# Start of Material

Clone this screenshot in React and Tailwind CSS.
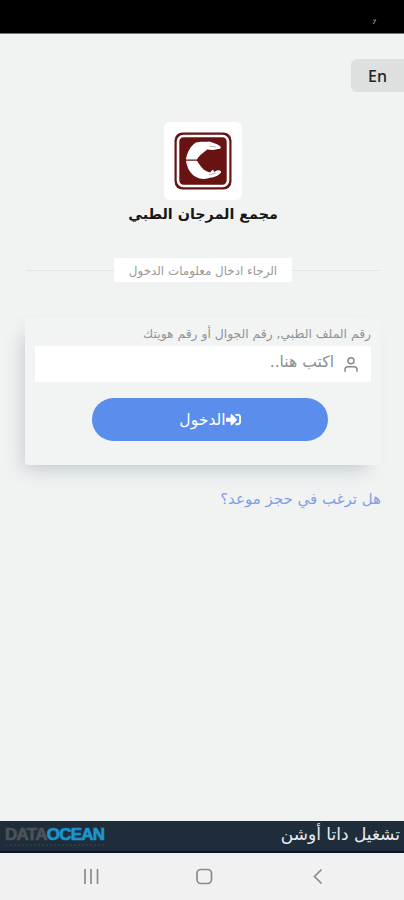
import React from "react";
import { FaSignInAlt } from "react-icons/fa";
import { FiUser } from "react-icons/fi";

const ClinicLogo = () => (
  <svg viewBox="0 0 58 58" className="h-[58px] w-[58px]">
    <rect x="0.5" y="0.5" width="57" height="57" rx="8" fill="#681212" />
    <rect x="4" y="4" width="50" height="50" rx="5.5" fill="none" stroke="#fff" strokeWidth="2.6" />
    <path
      d="M12 27.500 C13 21 16 14 22 10.500 C26 9 31 10 35 9.500 C38 10 43 12 46 14 C48 16 46 17.500 44 17 L39 18 L33 17.500 C31 20 26 22 23 27.500 Z"
      fill="#fff"
    />
    <path
      d="M12 28.700 C13 35 16 42 22 45 C26 47.500 32 47.500 37 45.500 C41 45.500 45 43 47 40.500 C47.500 38.500 45 38 43 38.500 L40 40 L39 37.500 L36 40.500 L32 39 C28 37 26 33 23 28.700 Z"
      fill="#fff"
    />
    <path d="M35 14l7 1M35 43l7-2" stroke="#b79a9a" strokeWidth="0.8" />
  </svg>
);

const StatusBar = () => (
  <div dir="ltr" className="flex h-[34px] shrink-0 justify-end border-b border-[#777] bg-black pr-[28px] pt-[17px]">
    <span className="text-[6px] italic leading-[10px] text-gray-300">7</span>
  </div>
);

const LoginCard = () => (
  <div className="ml-[25px] mr-[23px] mt-[36px] flex h-[147px] flex-col rounded-[3px] bg-[#f2f4f4] px-[10px] shadow-[-7px_10px_18px_-6px_rgba(70,90,105,0.28)]">
    <label className="mt-[5px] h-[23px] w-full whitespace-nowrap text-[12.35px] leading-[22px] text-[#8f9395]">
      رقم الملف الطبي, رقم الجوال أو رقم هويتك
    </label>
    <div className="flex h-[36px] w-full shrink-0 items-center bg-white px-[11px]">
      <FiUser className="h-[19px] w-[18px] text-[#888]" />
      <span className="mr-[8px] pb-[5px] text-[15.6px] leading-[30px] text-[#8b8f92]">اكتب هنا..</span>
    </div>
    <button className="mr-[43px] mt-[16px] flex h-[43px] w-[236px] shrink-0 items-center justify-center rounded-full bg-[#5a8dec] text-white">
      <FaSignInAlt className="h-[15px] w-[15px]" />
      <span className="text-[15.6px] leading-[30px]">الدخول</span>
    </button>
  </div>
);

const Footer = () => (
  <div className="flex h-[32px] shrink-0 justify-between border-b-2 border-[#0c1426] bg-[#1f2d3a] pl-[5px] pr-[4px]">
    <span className="text-[17px] leading-[27px] text-[#e8ecef]">تشغيل داتا أوشن</span>
    <div dir="ltr" className="w-[99px] pt-[5px]">
      <p className="whitespace-nowrap font-['Liberation_Sans',sans-serif] text-[17px] font-bold leading-[18px] tracking-[-0.75px] text-[#4c5258] [-webkit-text-stroke:0.7px]">
        DATA<span className="text-[#1b94d0]">OCEAN</span>
      </p>
      <div className="border-t-2 border-dotted border-[#2d3944]" />
    </div>
  </div>
);

const NavBar = () => (
  <div dir="ltr" className="h-[47px] shrink-0 bg-[#f1f1f1]">
    <svg viewBox="0 0 404 47" className="h-[47px] w-[404px]" fill="none" stroke="#8a8a8a" strokeWidth="1.7">
      <path d="M85 16v15M91 16v15M97.500 16v15" />
      <rect x="197" y="16.500" width="14.500" height="14" rx="4" />
      <path d="M321.500 16.500l-7 7 7 7" />
    </svg>
  </div>
);

const App = () => {
  return (
    <div dir="rtl" className="flex h-[900px] w-[404px] flex-col overflow-hidden bg-[#f1f3f3] font-['DejaVu_Sans',sans-serif]">
      <StatusBar />
      <div dir="ltr" className="mt-[25px] flex justify-end">
        <button className="h-[33px] w-[53px] rounded-l-[6px] bg-[#dedfdf] font-['Noto_Sans',sans-serif] text-[16px] font-medium text-[#222]">
          En
        </button>
      </div>
      <div className="ml-[2px] mt-[30px] flex flex-col items-center">
        <div className="flex h-[78px] w-[78px] items-center justify-center rounded-[6px] bg-white">
          <ClinicLogo />
        </div>
        <h1 className="text-[14.3px] font-bold leading-[28px] text-[#161616]">مجمع المرجان الطبي</h1>
      </div>
      <div className="ml-[26px] mr-[24px] mt-[30px] flex items-center">
        <div className="h-px flex-1 bg-[#e3e6e6]" />
        <span className="h-[24px] w-[178px] whitespace-nowrap bg-white text-center text-[11.9px] leading-[26px] text-[#999]">
          الرجاء ادخال معلومات الدخول
        </span>
        <div className="h-px flex-1 bg-[#e3e6e6]" />
      </div>
      <LoginCard />
      <a href="#" className="mr-[23px] mt-[20px] self-start text-[15px] leading-[28px] text-[#7d9fe6]">
        هل ترغب في حجز موعد؟
      </a>
      <div className="flex-1" />
      <Footer />
      <NavBar />
    </div>
  );
};

export default App;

# End of Material

» Exercise prompt:
All of the material above should be reproduced exactly, except the pictures.

» Problem solution:
Clone this screenshot in React and Tailwind CSS.
import React from "react";
import { FaSignInAlt } from "react-icons/fa";
import { FiUser } from "react-icons/fi";

const ClinicLogo = () => (
  <svg viewBox="0 0 58 58" className="h-[58px] w-[58px]">
    <rect x="0.5" y="0.5" width="57" height="57" rx="8" fill="#681212" />
    <rect x="4" y="4" width="50" height="50" rx="5.5" fill="none" stroke="#fff" strokeWidth="2.6" />
    <path
      d="M12 27.500 C13 21 16 14 22 10.500 C26 9 31 10 35 9.500 C38 10 43 12 46 14 C48 16 46 17.500 44 17 L39 18 L33 17.500 C31 20 26 22 23 27.500 Z"
      fill="#fff"
    />
    <path
      d="M12 28.700 C13 35 16 42 22 45 C26 47.500 32 47.500 37 45.500 C41 45.500 45 43 47 40.500 C47.500 38.500 45 38 43 38.500 L40 40 L39 37.500 L36 40.500 L32 39 C28 37 26 33 23 28.700 Z"
      fill="#fff"
    />
    <path d="M35 14l7 1M35 43l7-2" stroke="#b79a9a" strokeWidth="0.8" />
  </svg>
);

const StatusBar = () => (
  <div dir="ltr" className="flex h-[34px] shrink-0 justify-end border-b border-[#777] bg-black pr-[28px] pt-[17px]">
    <span className="text-[6px] italic leading-[10px] text-gray-300">7</span>
  </div>
);

const LoginCard = () => (
  <div className="ml-[25px] mr-[23px] mt-[36px] flex h-[147px] flex-col rounded-[3px] bg-[#f2f4f4] px-[10px] shadow-[-7px_10px_18px_-6px_rgba(70,90,105,0.28)]">
    <label className="mt-[5px] h-[23px] w-full whitespace-nowrap text-[12.35px] leading-[22px] text-[#8f9395]">
      رقم الملف الطبي, رقم الجوال أو رقم هويتك
    </label>
    <div className="flex h-[36px] w-full shrink-0 items-center bg-white px-[11px]">
      <FiUser className="h-[19px] w-[18px] text-[#888]" />
      <span className="mr-[8px] pb-[5px] text-[15.6px] leading-[30px] text-[#8b8f92]">اكتب هنا..</span>
    </div>
    <button className="mr-[43px] mt-[16px] flex h-[43px] w-[236px] shrink-0 items-center justify-center rounded-full bg-[#5a8dec] text-white">
      <FaSignInAlt className="h-[15px] w-[15px]" />
      <span className="text-[15.6px] leading-[30px]">الدخول</span>
    </button>
  </div>
);

const Footer = () => (
  <div className="flex h-[32px] shrink-0 justify-between border-b-2 border-[#0c1426] bg-[#1f2d3a] pl-[5px] pr-[4px]">
    <span className="text-[17px] leading-[27px] text-[#e8ecef]">تشغيل داتا أوشن</span>
    <div dir="ltr" className="w-[99px] pt-[5px]">
      <p className="whitespace-nowrap font-['Liberation_Sans',sans-serif] text-[17px] font-bold leading-[18px] tracking-[-0.75px] text-[#4c5258] [-webkit-text-stroke:0.7px]">
        DATA<span className="text-[#1b94d0]">OCEAN</span>
      </p>
      <div className="border-t-2 border-dotted border-[#2d3944]" />
    </div>
  </div>
);

const NavBar = () => (
  <div dir="ltr" className="h-[47px] shrink-0 bg-[#f1f1f1]">
    <svg viewBox="0 0 404 47" className="h-[47px] w-[404px]" fill="none" stroke="#8a8a8a" strokeWidth="1.7">
      <path d="M85 16v15M91 16v15M97.500 16v15" />
      <rect x="197" y="16.500" width="14.500" height="14" rx="4" />
      <path d="M321.500 16.500l-7 7 7 7" />
    </svg>
  </div>
);

const App = () => {
  return (
    <div dir="rtl" className="flex h-[900px] w-[404px] flex-col overflow-hidden bg-[#f1f3f3] font-['DejaVu_Sans',sans-serif]">
      <StatusBar />
      <div dir="ltr" className="mt-[25px] flex justify-end">
        <button className="h-[33px] w-[53px] rounded-l-[6px] bg-[#dedfdf] font-['Noto_Sans',sans-serif] text-[16px] font-medium text-[#222]">
          En
        </button>
      </div>
      <div className="ml-[2px] mt-[30px] flex flex-col items-center">
        <div className="flex h-[78px] w-[78px] items-center justify-center rounded-[6px] bg-white">
          <ClinicLogo />
        </div>
        <h1 className="text-[14.3px] font-bold leading-[28px] text-[#161616]">مجمع المرجان الطبي</h1>
      </div>
      <div className="ml-[26px] mr-[24px] mt-[30px] flex items-center">
        <div className="h-px flex-1 bg-[#e3e6e6]" />
        <span className="h-[24px] w-[178px] whitespace-nowrap bg-white text-center text-[11.9px] leading-[26px] text-[#999]">
          الرجاء ادخال معلومات الدخول
        </span>
        <div className="h-px flex-1 bg-[#e3e6e6]" />
      </div>
      <LoginCard />
      <a href="#" className="mr-[23px] mt-[20px] self-start text-[15px] leading-[28px] text-[#7d9fe6]">
        هل ترغب في حجز موعد؟
      </a>
      <div className="flex-1" />
      <Footer />
      <NavBar />
    </div>
  );
};

export default App;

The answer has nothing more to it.